Task prompt:
Copy all lines of the listing that include the string "this".
[Start of Supplied material]
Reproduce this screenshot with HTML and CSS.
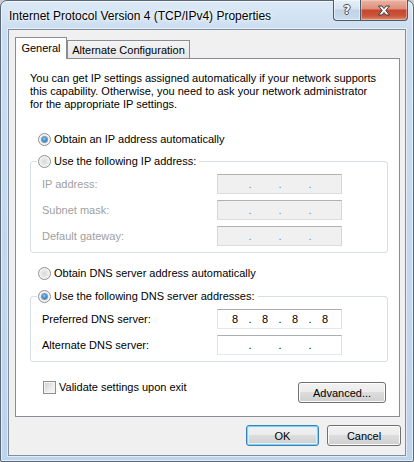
FILE: index.html
```html
<!DOCTYPE html>
<html>
<head>
<meta charset="utf-8">
<title>Internet Protocol Version 4 (TCP/IPv4) Properties</title>
<link rel="stylesheet" href="styles.css">
</head>
<body>
<div class="window">
  <div class="titlebar">
    <div class="title">Internet Protocol Version 4 (TCP/IPv4) Properties</div>
    <div class="caption">
      <div class="cap-btn help"><span class="help-glyph">?</span></div>
      <div class="cap-btn close">
        <svg width="14" height="11" viewBox="0 0 14 11"><path d="M1.5 1H5L7 3.6L9 1H12.5L8.8 5.5L12.5 10H9L7 7.4L5 10H1.5L5.2 5.5Z" fill="#fff" stroke="#3b3b3b" stroke-width="1" stroke-linejoin="round"/></svg>
      </div>
    </div>
  </div>
  <div class="client">
    <div class="tabs">
      <div class="tab active">General</div>
      <div class="tab alt">Alternate Configuration</div>
    </div>
    <div class="panel">
      <p class="intro">You can get IP settings assigned automatically if your network supports<br>this capability. Otherwise, you need to ask your network administrator<br>for the appropriate IP settings.</p>

      <div class="option opt-ip"><span class="radio"><span class="dot"></span></span><span>Obtain an IP address automatically</span></div>

      <fieldset class="group g-ip">
        <legend class="option"><span class="radio"></span><span>Use the following IP address:</span></legend>
        <div class="group-body">
          <span class="label disabled">IP address:</span>
          <div class="ipbox disabled"><span class="oct"></span><span class="sep">.</span><span class="oct"></span><span class="sep">.</span><span class="oct"></span><span class="sep">.</span><span class="oct"></span></div>
          <span class="label disabled">Subnet mask:</span>
          <div class="ipbox disabled"><span class="oct"></span><span class="sep">.</span><span class="oct"></span><span class="sep">.</span><span class="oct"></span><span class="sep">.</span><span class="oct"></span></div>
          <span class="label disabled">Default gateway:</span>
          <div class="ipbox disabled"><span class="oct"></span><span class="sep">.</span><span class="oct"></span><span class="sep">.</span><span class="oct"></span><span class="sep">.</span><span class="oct"></span></div>
        </div>
      </fieldset>

      <div class="option opt-dns"><span class="radio"></span><span>Obtain DNS server address automatically</span></div>

      <fieldset class="group g-dns">
        <legend class="option"><span class="radio"><span class="dot"></span></span><span>Use the following DNS server addresses:</span></legend>
        <div class="group-body">
          <span class="label">Preferred DNS server:</span>
          <div class="ipbox"><span class="oct">8</span><span class="sep">.</span><span class="oct">8</span><span class="sep">.</span><span class="oct">8</span><span class="sep">.</span><span class="oct">8</span></div>
          <span class="label">Alternate DNS server:</span>
          <div class="ipbox"><span class="oct"></span><span class="sep">.</span><span class="oct"></span><span class="sep">.</span><span class="oct"></span><span class="sep">.</span><span class="oct"></span></div>
        </div>
      </fieldset>

      <div class="footer-row">
        <label class="check"><span class="checkbox"></span><span>Validate settings upon exit</span></label>
        <button class="btn adv">Advanced...</button>
      </div>
    </div>
    <div class="buttons">
      <button class="btn ok">OK</button>
      <button class="btn cancel">Cancel</button>
    </div>
  </div>
</div>
</body>
</html>
```

FILE: styles.css
```css
html, body {
  margin: 0;
  padding: 0;
  background: #c9cdd2;
}

body {
  font-family: "Liberation Sans", Arial, sans-serif;
  font-size: 11px;
  color: #000;
}

.window {
  width: 414px;
  height: 462px;
  box-sizing: border-box;
  border: 1px solid #5a6778;
  border-radius: 7px 7px 2px 2px;
  padding: 0 7px 5px 7px;
  background: linear-gradient(180deg, #dce9f6 0px, #cbddf0 30px, #bed4eb 100%);
  box-shadow: inset 0 0 0 1px rgba(255, 255, 255, 0.6);
  display: flex;
  flex-direction: column;
}

.titlebar {
  height: 28px;
  flex: none;
  display: flex;
  align-items: flex-start;
}

.title {
  flex: 1;
  font-size: 12px;
  line-height: 16px;
  margin: 7px 0 0 1px;
  white-space: nowrap;
  text-shadow: 0 0 6px #fff, 0 0 3px #fff;
}

.caption {
  display: flex;
  margin: -1px -2px 0 0;
}

.cap-btn {
  height: 21px;
  box-sizing: border-box;
  border: 1px solid #4f5a68;
  border-top: none;
  display: grid;
  place-items: center;
}

.help {
  width: 27px;
  border-right: none;
  border-radius: 0 0 0 4px;
  background: linear-gradient(180deg, #e6eff8 0%, #d6e3f0 45%, #c0d2e5 50%, #cadbec 100%);
  box-shadow: inset 0 0 0 1px rgba(255, 255, 255, 0.5);
}

.help-glyph {
  font-family: "DejaVu Sans", sans-serif;
  font-weight: bold;
  font-size: 12px;
  line-height: 12px;
  color: #fff;
  text-shadow: 1px 0 #4a4a4a, -1px 0 #4a4a4a, 0 1px #4a4a4a, 0 -1px #4a4a4a;
}

.close {
  width: 48px;
  border-radius: 0 0 4px 0;
  background: linear-gradient(180deg, #eab5a6 0%, #dd8e7a 45%, #c8452d 50%, #c9573d 80%, #dc8e70 100%);
  box-shadow: inset 0 0 0 1px rgba(255, 220, 210, 0.45);
}

.close svg {
  display: block;
}

.client {
  flex: 1;
  border: 1px solid #7f8ea0;
  background: #f0f0f0;
  box-shadow: 0 0 0 1px rgba(255, 255, 255, 0.5);
  display: flex;
  flex-direction: column;
}

.tabs {
  display: flex;
  align-items: flex-end;
  height: 21px;
  margin: 7px 0 0 6px;
}

.tab {
  box-sizing: border-box;
  height: 18px;
  border: 1px solid #898c95;
  border-bottom: none;
  background: linear-gradient(180deg, #f4f4f4 0%, #e6e6e6 100%);
  text-align: center;
  line-height: 14px;
  padding-top: 2px;
  white-space: nowrap;
}

.tab.alt {
  width: 123px;
}

.tab.active {
  width: 52px;
  height: 22px;
  margin-bottom: -1px;
  padding-top: 3px;
  background: #fff;
  position: relative;
  z-index: 1;
}

.panel {
  margin-left: 6px;
  width: 385px;
  height: 359px;
  box-sizing: border-box;
  border: 1px solid #898c95;
  background: #fff;
  display: flex;
  flex-direction: column;
}

.intro {
  margin: 13px 0 0 14px;
  line-height: 13px;
  white-space: nowrap;
}

.option {
  display: flex;
  align-items: center;
  gap: 3px;
  line-height: 14px;
  height: 14px;
  white-space: nowrap;
}

.opt-ip {
  margin: 21px 0 0 22px;
}

.opt-dns {
  margin: 13px 0 0 22px;
}

.radio {
  width: 13px;
  height: 13px;
  box-sizing: border-box;
  border-radius: 50%;
  border: 1px solid #8e8f8f;
  background: radial-gradient(circle at 50% 50%, #d8d8d8 0%, #e9e9e9 45%, #fbfbfb 100%);
  box-shadow: inset 0 0 0 1px #f6f6f6;
  display: grid;
  place-items: center;
  flex: none;
}

.dot {
  width: 5px;
  height: 5px;
  border-radius: 50%;
  background: radial-gradient(circle at 45% 40%, #9fdcff 0%, #3a8fd6 45%, #1b4f8c 100%);
  box-shadow: 0 0 0 1px rgba(40, 90, 150, 0.55);
}

.group {
  margin: 8px 0 0 14px;
  width: 358px;
  min-width: 0;
  box-sizing: border-box;
  padding: 0;
  border: 1px solid #d5dfe5;
  border-radius: 3px;
}

.g-dns {
  margin-top: 9px;
}

.group legend {
  margin-left: 6px;
  padding: 0 3px 0 1px;
}

.group-body {
  display: grid;
  grid-template-columns: 175px 125px;
  row-gap: 6px;
  align-items: center;
  padding: 6px 0 6px 11px;
}

.label {
  white-space: nowrap;
}

.label.disabled {
  color: #a0a0a0;
}

.ipbox {
  height: 20px;
  box-sizing: border-box;
  border: 1px solid;
  border-color: #abadb3 #dbdfe6 #e3e9ef #e2e3ea;
  background: #fff;
  display: flex;
  align-items: center;
  padding-left: 5px;
  line-height: 14px;
}

.ipbox.disabled {
  background: #f0f0f0;
  color: #6f8aa6;
  border-color: #b1b1b1 #d6d6d6 #dddddd #d6d6d6;
}

.oct {
  width: 24px;
  text-align: center;
}

.sep {
  width: 6px;
  text-align: center;
}

.footer-row {
  display: flex;
  align-items: flex-start;
  justify-content: space-between;
  margin: 18px 13px 0 27px;
}

.check {
  display: flex;
  align-items: center;
  gap: 3px;
  line-height: 14px;
  white-space: nowrap;
}

.checkbox {
  width: 13px;
  height: 13px;
  box-sizing: border-box;
  border: 1px solid #8e8f8f;
  background: linear-gradient(135deg, #d0d0d0 0%, #ececec 60%, #f8f8f8 100%);
  box-shadow: inset 0 0 0 1px #f4f4f4;
  flex: none;
}

.btn {
  height: 21px;
  box-sizing: border-box;
  border: 1px solid #707070;
  border-radius: 3px;
  background: linear-gradient(180deg, #f2f2f2 0%, #ebebeb 49%, #dddddd 50%, #cfcfcf 100%);
  box-shadow: inset 0 0 0 1px #fcfcfc;
  font-family: "Liberation Sans", Arial, sans-serif;
  font-size: 11px;
  color: #000;
  padding: 0;
  margin: 0;
}

.btn.adv {
  width: 88px;
  margin-top: 2px;
}

.buttons {
  display: flex;
  justify-content: flex-end;
  gap: 8px;
  margin: 8px 4px 0 0;
}

.btn.ok {
  width: 73px;
  border-color: #3c7fb1;
  box-shadow: inset 0 0 0 1px #7fd4f5, inset 0 0 0 2px #d8f2fc;
}

.btn.cancel {
  width: 74px;
}
```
[End of Supplied material]
Task answer:
Reproduce this screenshot with HTML and CSS.
      <p class="intro">You can get IP settings assigned automatically if your network supports<br>this capability. Otherwise, you need to ask your network administrator<br>for the appropriate IP settings.</p>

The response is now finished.